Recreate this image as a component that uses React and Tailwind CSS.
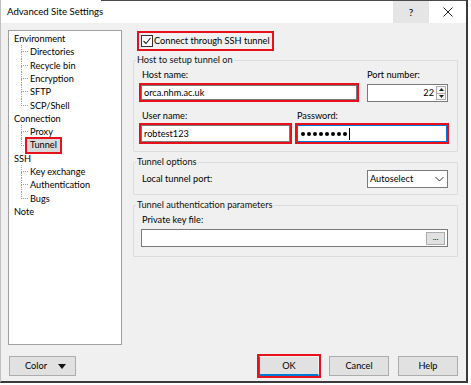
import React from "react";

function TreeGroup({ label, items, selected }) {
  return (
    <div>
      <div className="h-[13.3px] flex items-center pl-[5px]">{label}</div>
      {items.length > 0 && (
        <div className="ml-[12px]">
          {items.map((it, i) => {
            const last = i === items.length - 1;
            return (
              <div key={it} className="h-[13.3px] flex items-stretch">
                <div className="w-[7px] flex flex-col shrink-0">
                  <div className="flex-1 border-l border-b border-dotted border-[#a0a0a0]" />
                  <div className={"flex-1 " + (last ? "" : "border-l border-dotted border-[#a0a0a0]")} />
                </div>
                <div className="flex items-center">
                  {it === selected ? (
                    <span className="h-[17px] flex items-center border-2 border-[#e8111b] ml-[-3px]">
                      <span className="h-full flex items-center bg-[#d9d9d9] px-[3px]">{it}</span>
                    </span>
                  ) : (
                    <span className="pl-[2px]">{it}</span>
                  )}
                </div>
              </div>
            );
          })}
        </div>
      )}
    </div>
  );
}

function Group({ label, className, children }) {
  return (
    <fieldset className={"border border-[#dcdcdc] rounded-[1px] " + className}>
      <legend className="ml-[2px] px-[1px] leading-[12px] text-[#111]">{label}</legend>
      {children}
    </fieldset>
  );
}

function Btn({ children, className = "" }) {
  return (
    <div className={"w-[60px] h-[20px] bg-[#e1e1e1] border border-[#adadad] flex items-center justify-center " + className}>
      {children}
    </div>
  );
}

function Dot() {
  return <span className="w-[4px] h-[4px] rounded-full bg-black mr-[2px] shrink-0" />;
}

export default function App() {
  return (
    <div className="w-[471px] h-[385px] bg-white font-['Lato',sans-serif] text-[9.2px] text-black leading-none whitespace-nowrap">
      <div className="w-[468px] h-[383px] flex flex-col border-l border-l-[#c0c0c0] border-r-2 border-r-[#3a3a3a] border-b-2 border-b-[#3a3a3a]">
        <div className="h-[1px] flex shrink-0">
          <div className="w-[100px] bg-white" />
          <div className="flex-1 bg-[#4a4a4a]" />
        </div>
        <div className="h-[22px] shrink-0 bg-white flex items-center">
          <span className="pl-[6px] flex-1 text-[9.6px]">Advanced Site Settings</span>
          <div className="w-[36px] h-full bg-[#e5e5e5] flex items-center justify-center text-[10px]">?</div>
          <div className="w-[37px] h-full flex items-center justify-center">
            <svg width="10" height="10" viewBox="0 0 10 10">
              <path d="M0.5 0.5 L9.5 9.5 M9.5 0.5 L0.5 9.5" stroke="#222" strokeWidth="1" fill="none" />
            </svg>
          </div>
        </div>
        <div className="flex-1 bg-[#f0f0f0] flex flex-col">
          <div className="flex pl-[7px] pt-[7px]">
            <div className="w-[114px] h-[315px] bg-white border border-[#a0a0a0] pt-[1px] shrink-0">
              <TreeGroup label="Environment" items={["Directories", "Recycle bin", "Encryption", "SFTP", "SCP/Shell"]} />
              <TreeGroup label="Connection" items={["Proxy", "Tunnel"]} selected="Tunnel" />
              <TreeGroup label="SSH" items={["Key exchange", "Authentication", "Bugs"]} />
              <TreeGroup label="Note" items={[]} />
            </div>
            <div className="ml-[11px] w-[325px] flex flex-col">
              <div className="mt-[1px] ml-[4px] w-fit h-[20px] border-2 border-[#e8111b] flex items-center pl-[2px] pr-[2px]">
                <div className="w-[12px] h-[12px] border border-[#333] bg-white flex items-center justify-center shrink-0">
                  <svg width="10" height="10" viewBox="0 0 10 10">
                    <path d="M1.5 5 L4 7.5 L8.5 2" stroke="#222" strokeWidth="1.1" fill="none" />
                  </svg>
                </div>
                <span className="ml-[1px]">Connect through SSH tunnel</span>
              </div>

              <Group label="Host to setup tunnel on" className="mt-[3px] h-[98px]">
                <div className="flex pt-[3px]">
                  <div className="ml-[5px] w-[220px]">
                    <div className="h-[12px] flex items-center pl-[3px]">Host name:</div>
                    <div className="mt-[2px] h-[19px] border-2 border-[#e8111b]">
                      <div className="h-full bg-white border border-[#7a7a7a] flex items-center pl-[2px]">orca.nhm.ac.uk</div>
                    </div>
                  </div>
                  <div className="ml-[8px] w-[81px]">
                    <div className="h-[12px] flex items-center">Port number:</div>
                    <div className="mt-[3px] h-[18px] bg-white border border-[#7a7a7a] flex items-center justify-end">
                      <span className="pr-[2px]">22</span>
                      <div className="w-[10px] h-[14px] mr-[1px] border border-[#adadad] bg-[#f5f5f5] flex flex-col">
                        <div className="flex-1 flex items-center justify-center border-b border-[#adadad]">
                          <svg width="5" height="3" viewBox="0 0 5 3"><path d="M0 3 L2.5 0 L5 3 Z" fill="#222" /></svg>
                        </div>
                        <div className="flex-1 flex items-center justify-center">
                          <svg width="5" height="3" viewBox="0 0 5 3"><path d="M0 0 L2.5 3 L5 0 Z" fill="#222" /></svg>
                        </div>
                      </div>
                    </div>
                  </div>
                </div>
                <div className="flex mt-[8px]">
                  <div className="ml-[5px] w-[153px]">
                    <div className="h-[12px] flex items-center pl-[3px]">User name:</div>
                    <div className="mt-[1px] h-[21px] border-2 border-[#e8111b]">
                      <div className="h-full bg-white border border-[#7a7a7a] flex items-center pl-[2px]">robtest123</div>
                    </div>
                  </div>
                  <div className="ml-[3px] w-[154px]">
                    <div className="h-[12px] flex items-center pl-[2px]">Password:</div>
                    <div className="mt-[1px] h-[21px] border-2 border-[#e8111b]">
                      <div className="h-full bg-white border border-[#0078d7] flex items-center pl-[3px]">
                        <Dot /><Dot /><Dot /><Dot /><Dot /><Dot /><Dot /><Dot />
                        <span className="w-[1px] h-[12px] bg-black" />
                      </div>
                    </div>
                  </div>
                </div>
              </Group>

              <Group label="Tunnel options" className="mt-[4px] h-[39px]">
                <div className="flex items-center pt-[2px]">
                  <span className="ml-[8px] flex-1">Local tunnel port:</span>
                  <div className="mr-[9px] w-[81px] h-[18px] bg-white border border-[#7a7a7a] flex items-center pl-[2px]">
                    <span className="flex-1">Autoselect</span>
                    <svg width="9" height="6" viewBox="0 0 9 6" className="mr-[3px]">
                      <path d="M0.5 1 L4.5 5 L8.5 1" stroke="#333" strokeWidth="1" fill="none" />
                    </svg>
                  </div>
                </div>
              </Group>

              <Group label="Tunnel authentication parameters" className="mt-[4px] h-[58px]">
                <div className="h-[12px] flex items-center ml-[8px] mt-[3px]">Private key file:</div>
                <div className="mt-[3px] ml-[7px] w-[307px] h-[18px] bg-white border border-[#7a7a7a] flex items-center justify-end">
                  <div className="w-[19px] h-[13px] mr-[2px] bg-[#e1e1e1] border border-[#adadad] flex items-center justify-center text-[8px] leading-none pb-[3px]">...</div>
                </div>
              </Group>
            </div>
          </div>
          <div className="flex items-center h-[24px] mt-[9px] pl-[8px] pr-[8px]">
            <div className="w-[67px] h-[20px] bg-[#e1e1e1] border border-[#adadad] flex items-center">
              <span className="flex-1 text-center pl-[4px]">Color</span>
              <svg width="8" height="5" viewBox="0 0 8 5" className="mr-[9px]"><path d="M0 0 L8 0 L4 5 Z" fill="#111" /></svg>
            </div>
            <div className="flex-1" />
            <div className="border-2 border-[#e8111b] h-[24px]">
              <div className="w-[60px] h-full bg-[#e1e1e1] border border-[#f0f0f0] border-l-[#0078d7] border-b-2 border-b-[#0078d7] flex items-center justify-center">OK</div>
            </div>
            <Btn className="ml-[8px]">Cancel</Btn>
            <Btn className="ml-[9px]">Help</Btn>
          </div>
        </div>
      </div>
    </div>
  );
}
-------
_Task requirements_. In the data above, please extract the lines from the first one through the line with "import React from", exactly, and keep pictures out.

_Finished answer_.
Recreate this image as a component that uses React and Tailwind CSS.
import React from "react";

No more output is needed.